▸ Exercise requirements
Give an exact transcription of every line, dropping the images.

▸ Collected data
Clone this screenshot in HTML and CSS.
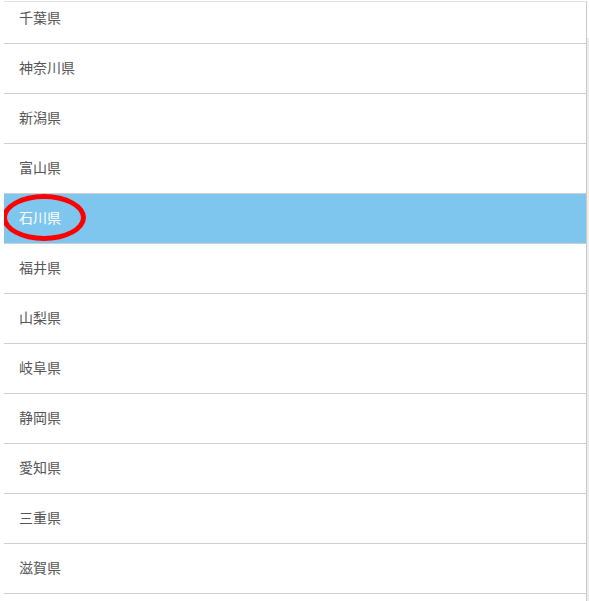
FILE: index.html
```html
<!DOCTYPE html>
<html lang="ja">
<head>
    <meta charset="UTF-8">
    <meta name="viewport" content="width=device-width,initial-scale=1">
    <title>都道府県</title>
    <link rel="stylesheet" href="styles.css">
</head>
<body>
    <div class="page">
        <div class="viewport">
            <ul class="pref-list">
                <li>千葉県</li>
                <li>神奈川県</li>
                <li>新潟県</li>
                <li>富山県</li>
                <li class="selected">
                    石川県
                    <span class="mark"></span>
                </li>
                <li>福井県</li>
                <li>山梨県</li>
                <li>岐阜県</li>
                <li>静岡県</li>
                <li>愛知県</li>
                <li>三重県</li>
                <li>滋賀県</li>
            </ul>
        </div>
        <div class="track"></div>
    </div>
</body>
</html>
```

FILE: styles.css
```css
html, body {
    margin: 0;
    padding: 0;
    height: 100%;
    background: #fff;
    font-family: "Noto Sans CJK JP", "Noto Sans", sans-serif;
}
.page {
    display: flex;
    height: 100%;
    padding-left: 4px;
    box-sizing: border-box;
}
.viewport {
    flex: 1;
    margin-top: 1px;
    border-top: 1px solid #e3e3e3;
    border-right: 1px solid #c9c9c9;
    overflow: hidden;
}
.track {
    width: 2px;
    margin-top: 38px;
    background: #ededed;
}
.pref-list {
    list-style: none;
    margin: -8px 0 0 0;
    padding: 0;
}
.pref-list li {
    position: relative;
    display: flex;
    align-items: center;
    height: 49px;
    padding: 0 0 4px 15px;
    box-sizing: border-box;
    height: 50px;
    border-bottom: 1px solid #cfcfcf;
    font-size: 14px;
    color: #555;
}
.pref-list li.selected {
    background: #7fc6ef;
    color: #fff;
}
.mark {
    position: absolute;
    left: -2px;
    top: 0;
    width: 74px;
    height: 37px;
    border: 5px solid #f00;
    border-radius: 50%;
}
```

▸ Exercise solution
Clone this screenshot in HTML and CSS.
FILE: index.html
```html
<!DOCTYPE html>
<html lang="ja">
<head>
    <meta charset="UTF-8">
    <meta name="viewport" content="width=device-width,initial-scale=1">
    <title>都道府県</title>
    <link rel="stylesheet" href="styles.css">
</head>
<body>
    <div class="page">
        <div class="viewport">
            <ul class="pref-list">
                <li>千葉県</li>
                <li>神奈川県</li>
                <li>新潟県</li>
                <li>富山県</li>
                <li class="selected">
                    石川県
                    <span class="mark"></span>
                </li>
                <li>福井県</li>
                <li>山梨県</li>
                <li>岐阜県</li>
                <li>静岡県</li>
                <li>愛知県</li>
                <li>三重県</li>
                <li>滋賀県</li>
            </ul>
        </div>
        <div class="track"></div>
    </div>
</body>
</html>
```

FILE: styles.css
```css
html, body {
    margin: 0;
    padding: 0;
    height: 100%;
    background: #fff;
    font-family: "Noto Sans CJK JP", "Noto Sans", sans-serif;
}
.page {
    display: flex;
    height: 100%;
    padding-left: 4px;
    box-sizing: border-box;
}
.viewport {
    flex: 1;
    margin-top: 1px;
    border-top: 1px solid #e3e3e3;
    border-right: 1px solid #c9c9c9;
    overflow: hidden;
}
.track {
    width: 2px;
    margin-top: 38px;
    background: #ededed;
}
.pref-list {
    list-style: none;
    margin: -8px 0 0 0;
    padding: 0;
}
.pref-list li {
    position: relative;
    display: flex;
    align-items: center;
    height: 49px;
    padding: 0 0 4px 15px;
    box-sizing: border-box;
    height: 50px;
    border-bottom: 1px solid #cfcfcf;
    font-size: 14px;
    color: #555;
}
.pref-list li.selected {
    background: #7fc6ef;
    color: #fff;
}
.mark {
    position: absolute;
    left: -2px;
    top: 0;
    width: 74px;
    height: 37px;
    border: 5px solid #f00;
    border-radius: 50%;
}
```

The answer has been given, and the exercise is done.